Tuesday, February 08, 2005

Poor to pay price of US deficit

I don't know why but it bothers me more to see this kind of article in an overseas newspaper than in an American one. I suppose it's because the image of the United States is getting more and more tarnished abroad. I hate it when other countries observe how, in spite of our great wealth, we punish our own people just for being poor. The Guardian takes a look at the president's proposed budget in this article by David Teather and Larry Elliott.

Sweeping cuts in welfare, education and housing programmes for the poor were the centrepiece of austerity budget proposals announced by George Bush yesterday to meet his campaign pledge of halving the US budget deficit in his second term.

In a package hailed by the White House as the toughest since the days of Ronald Reagan in the 1980s, only defence and homeland security were spared from the fiscal squeeze.
...
Democrats attacked the cuts in spending on welfare, housing, education and the environment and, despite Republican control of the Senate and the House of representatives, the proposals are expected to have a tough passage through Congress. Senate Democratic leader Harry Reid said the "cuts in veterans' programmes, healthcare and education reflect the wrong priorities".
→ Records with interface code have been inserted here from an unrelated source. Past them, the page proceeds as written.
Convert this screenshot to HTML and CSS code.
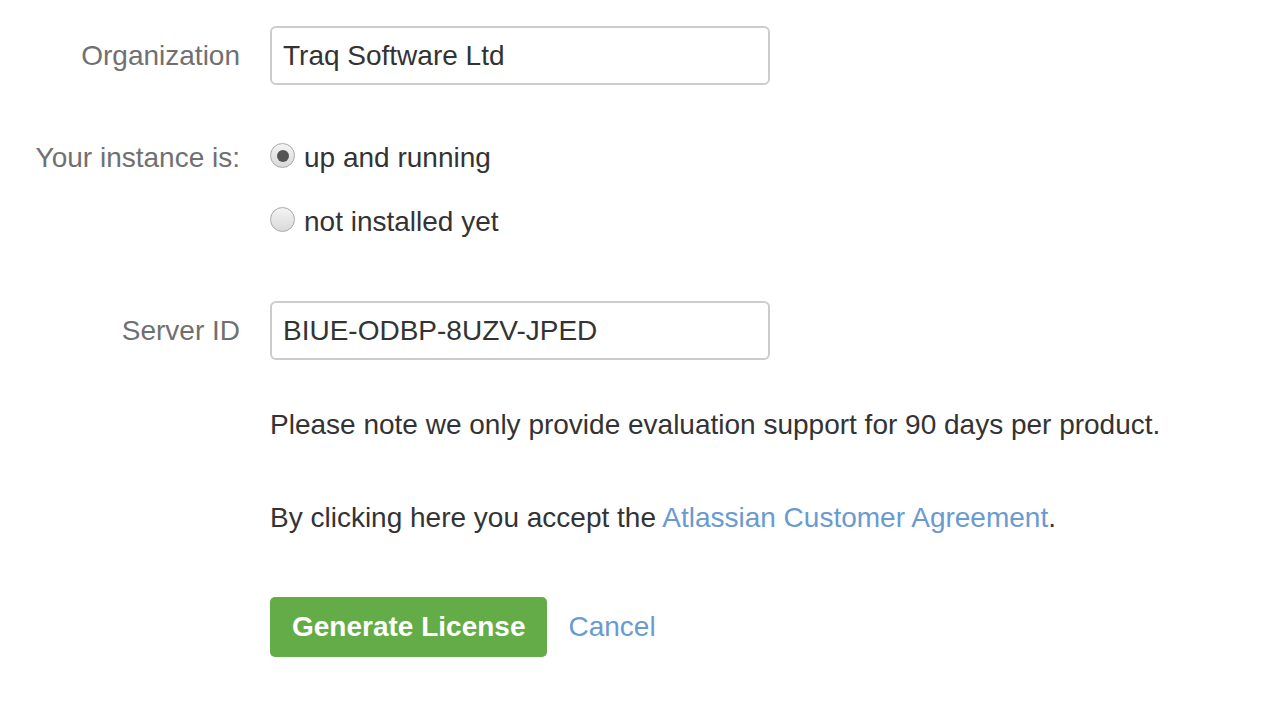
FILE: index.html
```html
<!DOCTYPE html>
<html>
<head>
<meta charset="utf-8">
<link rel="stylesheet" href="styles.css">
</head>
<body>
<form class="form">
  <div class="row row-org">
    <label class="label">Organization</label>
    <div class="field"><input class="input" type="text" value="Traq Software Ltd"></div>
  </div>
  <div class="row row-instance">
    <label class="label label-radio">Your instance is:</label>
    <div class="field radios">
      <label class="radio"><span class="dot checked"></span><span>up and running</span></label>
      <label class="radio"><span class="dot"></span><span>not installed yet</span></label>
    </div>
  </div>
  <div class="row row-server">
    <label class="label">Server ID</label>
    <div class="field"><input class="input" type="text" value="BIUE-ODBP-8UZV-JPED"></div>
  </div>
  <div class="row">
    <div class="label"></div>
    <div class="field">
      <p class="note">Please note we only provide evaluation support for 90 days per product.</p>
      <p class="note agree">By clicking here you accept the <a class="link" href="#">Atlassian Customer Agreement</a>.</p>
      <div class="actions">
        <button type="button" class="btn">Generate License</button>
        <a class="link cancel" href="#">Cancel</a>
      </div>
    </div>
  </div>
</form>
</body>
</html>
```
FILE: styles.css
```css
* { box-sizing: border-box; }
html, body { margin: 0; padding: 0; background: #fff; }
body {
  font-family: "Liberation Sans", Arial, sans-serif;
  font-size: 28px;
  color: #333;
}
.form { padding-top: 26px; }
.row { display: flex; gap: 30px; }
.label {
  width: 240px;
  flex: none;
  text-align: right;
  color: #707070;
  line-height: 59px;
}
.label-radio { line-height: 30px; padding-top: 0; }
.field { flex: none; }
.input {
  width: 500px;
  height: 59px;
  border: 2px solid #ccc;
  border-radius: 6px;
  padding: 0 11px;
  font: inherit;
  color: #333;
  outline: none;
}
.row-instance { margin-top: 58px; }
.radios { display: flex; flex-direction: column; gap: 34px; }
.radio { display: flex; align-items: center; gap: 9px; line-height: 30px; }
.dot {
  width: 25px; height: 25px;
  border-radius: 50%;
  border: 1px solid #a9a9a9;
  background: linear-gradient(#f4f4f4, #d9d9d9);
  display: flex; align-items: center; justify-content: center;
  margin-top: -5px;
}
.dot.checked::after {
  content: "";
  width: 12px; height: 12px; border-radius: 50%;
  background: #555;
}
.row-server { margin-top: 64px; }
.note { margin: 0; line-height: 30px; }
.note:first-child { margin-top: 50px; }
.agree { margin-top: 63px; }
.link { color: #6a9ad0; text-decoration: none; }
.actions { display: flex; align-items: center; gap: 21px; margin-top: 64px; }
.btn {
  height: 60px;
  padding: 0 22px;
  background: #64ac48;
  border: none;
  border-radius: 5px;
  color: #fff;
  font: inherit;
  font-weight: bold;
}
```
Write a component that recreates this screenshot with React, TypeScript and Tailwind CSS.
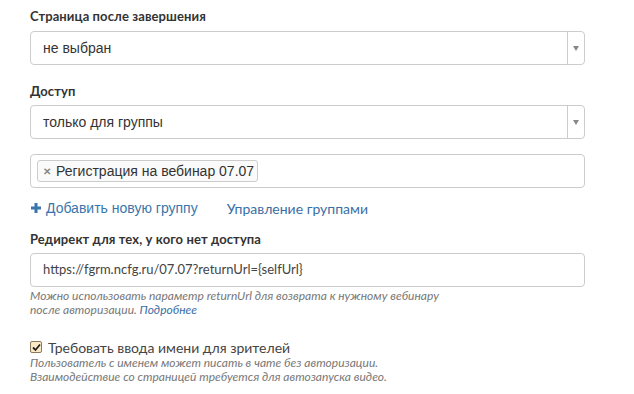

They are the wrong priorities indeed. Included in the proposed cuts is the elimination of subsidies for Amtrak which will effectively destroy passenger train service in the U.S. With the devastatingly serious realities of global climate change observed by scientists now frantically sounding the alarm, we need to strengthen our public transportation service - not undercut it thereby increasing automobile use.

Also being cut is aid to veterans. This is simply beyond disgraceful. As it is, homeless vets often have to wait years for aid as is reported on in a Chicago Sun-Times article by Cheryl Reed.

Mental health experts are predicting that as many as one-third of all Iraqi veterans will suffer from PTSD, a disabling disorder characterized by flashbacks and war nightmares. A similar percentage of Vietnam veterans have been diagnosed with the disorder -- although it took decades for the government to recognize, treat and compensate those veterans.

Still, the VA officially maintains there's no connection between military combat and homelessness. But people who work with veterans believe otherwise.

"Many people will tell you that military service is not a significant contributing factor to homelessness. But it clearly is a factor," said Pete Dougherty, national director of the VA's homeless veterans programs. "There are more veterans who have shown up in the ranks of the homeless than their average age cohort."

I want to print out the Sun-Times article and put it on the windshield of every SUV (it usually is an SUV) with a "Support our troops" magnet on the back. Those magnets are really code for "Agree with our president" and yet our president is being unspeakably callous toward our returning troops who are obviously expendable in his view. But the wealthy do have their tax cuts don't they? We have our priorities in the country, after all.